Alice Dawnay's Story

Author: Alice Dawnay
Alice Dawnay's Story

Alice travelled to the US in search of innovative alternatives to custody for young offenders. She returned demoralised at the levels of incarceration and reoffending but with one key concept that she thought might make a difference. She then co-founded a successful charity based on this concept.

The Fellowship

Alice travelled to San Francisco and New York in 2005 and visited 33 organisations in search of creative and successful alternatives to custody. She visited deprived neighbourhoods, prisons, supreme courts, police stations, juvenile detention halls, high schools and a judge’s chambers. She had high expectations of what she would see and learn about but in reality was shocked at the high incarceration rates she encountered.

She came back very concerned that the UK was following in the USA’s footsteps in terms of increasingly using incarceration. Having witnessed the impact of this policy she felt that it was created out of fear, and simply generated more distrust and division.

The Results

The most significant concept Alice returned with was that the key factor in reducing reoffending in young people is maintaining one consistent point of contact. The relationship needs to be developed on the inside, pre-release and continued for as long as necessary, post release.

A private donor offered to fund a four-month study to verify her instinct and establish whether setting up ‘yet another charity' was desirable.   The steering group, which included another Churchill Fellow, Trevor Philpott, concluded that nothing comparable existed.  Alice established Switchback, a charity working with 18-24 year-old male prisoners, with Slaney Wright in 2007.  

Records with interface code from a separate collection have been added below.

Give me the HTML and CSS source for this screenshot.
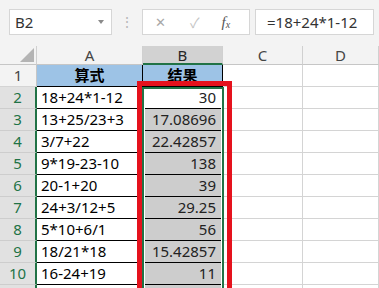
FILE: index.html
```html
<!DOCTYPE html>
<html lang="zh-CN">
<head>
    <meta charset="UTF-8">
    <title>算式 - 结果</title>
    <link rel="stylesheet" href="styles.css">
</head>
<body>
    <div class="toolbar">
        <div class="name-box">
            <span>B2</span>
            <span class="arrow"></span>
        </div>
        <div class="grip">⋮</div>
        <div class="fn-box">
            <span class="cancel">✕</span>
            <span class="enter">✓</span>
            <span class="fx">f<sub>x</sub></span>
        </div>
        <div class="formula">=18+24*1-12</div>
    </div>

    <div class="sheet">
        <div class="grid">
            <div class="hd corner"><span class="tri"></span></div>
            <div class="hd">A</div>
            <div class="hd sel">B</div>
            <div class="hd">C</div>
            <div class="hd">D</div>

            <div class="rh">1</div>
            <div class="c b head">算式</div>
            <div class="c b head">结果</div>
            <div class="c"></div>
            <div class="c"></div>
        </div>
        <div class="grid" id="rows"></div>

        <!-- selection outline + red mark -->
        <div class="sel-box"></div>
        <div class="red-box"></div>
    </div>

    <script>
        const data = [
            ['18+24*1-12', '30'],
            ['13+25/23+3', '17.08696'],
            ['3/7+22', '22.42857'],
            ['9*19-23-10', '138'],
            ['20-1+20', '39'],
            ['24+3/12+5', '29.25'],
            ['5*10+6/1', '56'],
            ['18/21*18', '15.42857'],
            ['16-24+19', '11']
        ];

        let html = '';
        data.forEach((row, i) => {
            const active = i === 0 ? ' active' : '';
            html += `<div class="rh on">${i + 2}</div>
                <div class="c b">${row[0]}</div>
                <div class="c b num${active}">${row[1]}</div>
                <div class="c"></div>
                <div class="c"></div>`;
        });
        // row 11 is only a sliver at the bottom edge
        html += `<div class="rh on"></div><div class="c"></div><div class="c num"></div><div class="c"></div><div class="c"></div>`;
        document.getElementById('rows').innerHTML = html;
    </script>
</body>
</html>
```

FILE: styles.css
```css
body {
    margin: 0;
    font-family: "Noto Sans", "Noto Sans CJK SC", sans-serif;
    background: #fff;
    overflow: hidden;
}
.toolbar {
    height: 46px;
    background: #f3f3f3;
    display: flex;
    align-items: flex-start;
    padding: 9px 0 0 9px;
    box-sizing: border-box;
}
.name-box {
    width: 103px;
    height: 26px;
    box-sizing: border-box;
    background: #fff;
    border: 1px solid #d6d6d6;
    display: flex;
    align-items: center;
    justify-content: space-between;
    padding: 0 7px 0 5px;
    font-size: 15px;
    color: #333;
}
.arrow {
    width: 0;
    height: 0;
    border-left: 3px solid transparent;
    border-right: 3px solid transparent;
    border-top: 4px solid #8a8a8a;
}
.grip {
    width: 30px;
    text-align: center;
    color: #b8b8b8;
    font-size: 14px;
    line-height: 26px;
}
.fn-box {
    width: 108px;
    height: 26px;
    box-sizing: border-box;
    background: #fff;
    border: 1px solid #d6d6d6;
    display: flex;
    align-items: center;
    position: relative;
    font-size: 14px;
}
.cancel {
    color: #a8a8a8;
    margin-left: 12px;
    font-size: 13px;
}
.enter {
    color: #c4c4c4;
    margin-left: 24px;
    font-size: 14px;
}
.fx {
    margin-left: 22px;
    font-family: "Liberation Serif", serif;
    font-style: italic;
    color: #555;
    font-size: 15px;
}
.fx sub {
    font-size: 10px;
    vertical-align: -1px;
}
.formula {
    margin-left: 5px;
    width: 119px;
    height: 26px;
    box-sizing: border-box;
    background: #fff;
    border: 1px solid #d6d6d6;
    padding-left: 11px;
    font-size: 15px;
    line-height: 24px;
    color: #333;
    white-space: nowrap;
}
.sheet {
    position: relative;
}
.grid {
    display: grid;
    grid-template-columns: 37px 106px 80px 80px 1fr;
    grid-auto-rows: 22px;
}
.grid > div {
    box-sizing: border-box;
    border-right: 1px solid #d4d4d4;
    border-bottom: 1px solid #d4d4d4;
}
.grid:first-child {
    grid-template-rows: 19px 22px;
}
.hd {
    background: #f3f3f3;
    text-align: center;
    font-size: 15px;
    line-height: 18px;
    color: #444;
    border-bottom-color: #c6c6c6 !important;
    border-right-color: #d0d0d0 !important;
}
.hd.sel {
    background: #d2d2d2;
    color: #262626;
    border-bottom: 2px solid #217346 !important;
}
.corner {
    position: relative;
}
.tri {
    position: absolute;
    right: 2px;
    bottom: 2px;
    width: 0;
    height: 0;
    border-left: 14px solid transparent;
    border-bottom: 14px solid #b4b4b4;
}
.rh {
    background: #f3f3f3;
    text-align: center;
    font-size: 15px;
    line-height: 21px;
    color: #444;
    border-right-color: #c6c6c6 !important;
}
.rh.on {
    background: #e1e1e1;
    color: #217346;
    border-right: 2px solid #217346 !important;
    border-bottom-color: #cdcdcd !important;
}
.c {
    font-size: 15px;
    line-height: 21px;
    padding: 0 4px;
    color: #000;
    white-space: nowrap;
}
.c.b {
    border-right: 1px solid #000;
    border-bottom: 1px solid #000;
}
.head {
    background: #9dc3e6;
    font-weight: bold;
    text-align: center;
}
.num {
    background: #cdcdcd;
    text-align: right;
    padding-right: 6px;
    color: #222;
}
.num.active {
    background: #fff;
}
.sel-box {
    position: absolute;
    left: 142px;
    top: 41px;
    width: 82px;
    height: 260px;
    border: 2px solid #217346;
    box-sizing: border-box;
    box-shadow: inset 0 0 0 1px #fff;
}
.red-box {
    position: absolute;
    left: 137px;
    top: 35px;
    width: 95px;
    height: 270px;
    border: 5px solid #e5121d;
    box-sizing: border-box;
}
```
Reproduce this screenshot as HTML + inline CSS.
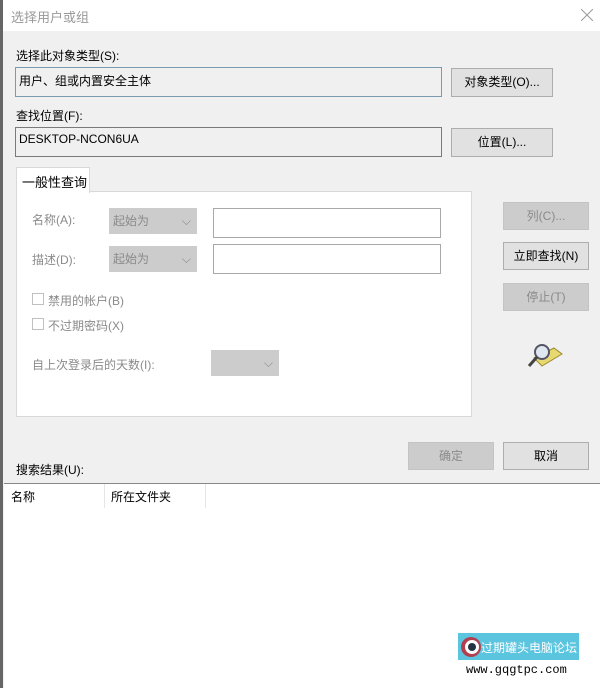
<!DOCTYPE html><html><head><meta charset="utf-8"><style>
body{margin:0;width:603px;height:688px;overflow:hidden;background:#fff;font-family:"Liberation Sans","Noto Sans CJK SC",sans-serif;font-size:12px;color:#000;position:relative}
div{position:absolute;box-sizing:border-box}
.t{white-space:nowrap}
.g{color:#8a8a8a}
.btn{background:#e1e1e1;border:1px solid #adadad;text-align:center;line-height:26px}
.dis{background:#cccccc;border:1px solid #c4c4c4;color:#8a8a8a}
.inp{background:#fff;border:1px solid #a8a8a8}
.cmb{background:#cccccc;color:#8a8a8a;padding-left:4px;line-height:26px}
.cb{width:12px;height:12px;border:1px solid #c0c0c0;background:#fff}
</style></head><body>
<div style="left:0;top:0;width:3px;height:688px;background:#666"></div>
<div style="left:3px;top:0;width:597px;height:688px;background:#f0f0f0"></div>
<div style="left:3px;top:0;width:597px;height:31px;background:#fff"></div>
<div class="t" style="left:11px;top:7px;color:#999;font-size:13px">选择用户或组</div>
<svg style="position:absolute;left:581px;top:9px" width="12" height="12"><path d="M0 0L12 12M12 0L0 12" stroke="#999" stroke-width="1"/></svg>
<div class="t" style="left:16px;top:47px">选择此对象类型(S):</div>
<div class="inp" style="left:15px;top:67px;width:427px;height:30px;background:#f0f0f0;border-color:#7a9ab0"></div>
<div class="t" style="left:19px;top:72px">用户、组或内置安全主体</div>
<div class="btn" style="left:451px;top:68px;width:102px;height:29px">对象类型(O)...</div>
<div class="t" style="left:16px;top:107px">查找位置(F):</div>
<div class="inp" style="left:15px;top:127px;width:427px;height:30px;background:#f0f0f0;border-color:#7a7a7a"></div>
<div class="t" style="left:19px;top:132px">DESKTOP-NCON6UA</div>
<div class="btn" style="left:451px;top:128px;width:102px;height:29px">位置(L)...</div>
<div style="left:16px;top:191px;width:456px;height:226px;background:#fff;border:1px solid #d9d9d9"></div>
<div style="left:16px;top:167px;width:74px;height:26px;background:#fff;border:1px solid #d9d9d9;border-bottom:none"></div>
<div class="t" style="left:22px;top:172px;font-size:13px">一般性查询</div>
<div class="t g" style="left:32px;top:211px">名称(A):</div>
<div class="cmb" style="left:109px;top:208px;width:88px;height:26px">起始为<span style="position:absolute;right:6px">⌵</span></div>
<div class="inp" style="left:213px;top:208px;width:228px;height:30px"></div>
<div class="t g" style="left:32px;top:251px">描述(D):</div>
<div class="cmb" style="left:109px;top:246px;width:88px;height:26px">起始为<span style="position:absolute;right:6px">⌵</span></div>
<div class="inp" style="left:213px;top:244px;width:228px;height:30px"></div>
<div class="cb" style="left:32px;top:293px"></div><div class="t g" style="left:48px;top:292px">禁用的帐户(B)</div>
<div class="cb" style="left:32px;top:318px"></div><div class="t g" style="left:48px;top:317px">不过期密码(X)</div>
<div class="t g" style="left:32px;top:356px">自上次登录后的天数(I):</div>
<div class="cmb" style="left:211px;top:350px;width:68px;height:26px"><span style="position:absolute;right:6px">⌵</span></div>
<div class="btn dis" style="left:503px;top:202px;width:86px;height:28px">列(C)...</div>
<div class="btn" style="left:503px;top:242px;width:86px;height:28px">立即查找(N)</div>
<div class="btn dis" style="left:503px;top:283px;width:86px;height:28px">停止(T)</div>
<svg style="position:absolute;left:526px;top:340px" width="38" height="30"><polygon points="8,18 28,8 36,14 16,26" fill="#e8d870" stroke="#9a8a30"/><circle cx="16" cy="12" r="7" fill="#dfe8f0" stroke="#556" stroke-width="2"/><line x1="11" y1="17" x2="3" y2="26" stroke="#444" stroke-width="3"/></svg>
<div class="btn dis" style="left:408px;top:442px;width:86px;height:28px">确定</div>
<div class="btn" style="left:503px;top:442px;width:86px;height:28px">取消</div>
<div class="t" style="left:16px;top:461px">搜索结果(U):</div>
<div style="left:4px;top:483px;width:596px;height:205px;background:#fff;border-top:1px solid #888"></div>
<div class="t" style="left:11px;top:488px">名称</div>
<div style="left:104px;top:484px;width:1px;height:24px;background:#e5e5e5"></div>
<div class="t" style="left:111px;top:488px">所在文件夹</div>
<div style="left:205px;top:484px;width:1px;height:24px;background:#e5e5e5"></div>
<div style="left:458px;top:633px;width:121px;height:27px;background:#5bc4de"></div>
<svg style="position:absolute;left:460px;top:635px" width="22" height="24"><circle cx="11" cy="12" r="10" fill="#b04050"/><circle cx="12" cy="12" r="7" fill="#fff"/><circle cx="12" cy="12" r="4" fill="#234"/></svg>
<div class="t" style="left:481px;top:639px;color:#fff;font-size:12px">过期罐头电脑论坛</div>
<div class="t" style="left:466px;top:663px;font-size:12px;font-family:'Liberation Mono',monospace">www.gqgtpc.com</div>
</body></html>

Switchback’s mission is to change the way offenders think about and participate in society, enabling them to lead stable, rewarding lives. Each Trainee is matched with a Mentor who is there to motivate and encourage them to build stability in each area of their life. Catering is used as a vehicle to participation in society, with the aim that Trainees then move on and settle into work or education in any field. 

The programme began with a partnership with Crisis, the leading homelessness charity. The Crisis Skylight Café is the central training hub and Switchback Trainees now make up half the team there.  

Over the past seven years this consistency in terms of a sustained relationship through the gate has enabled over 120 young men to work successfully through many life changes. The reoffending rate of Switchback Trainees is less than a third of the national average at 17%.

Observers have commented that, while many organisations claim to work holistically, Switchback really does. The charity was cited as an example of good practice in three reports in 2010, including New Philanthropy Capital's report about young people in trouble with the law.

"My Churchill Fellowship gave me the courage, through evidence, to believe that setting up something small and powerful could make a big difference."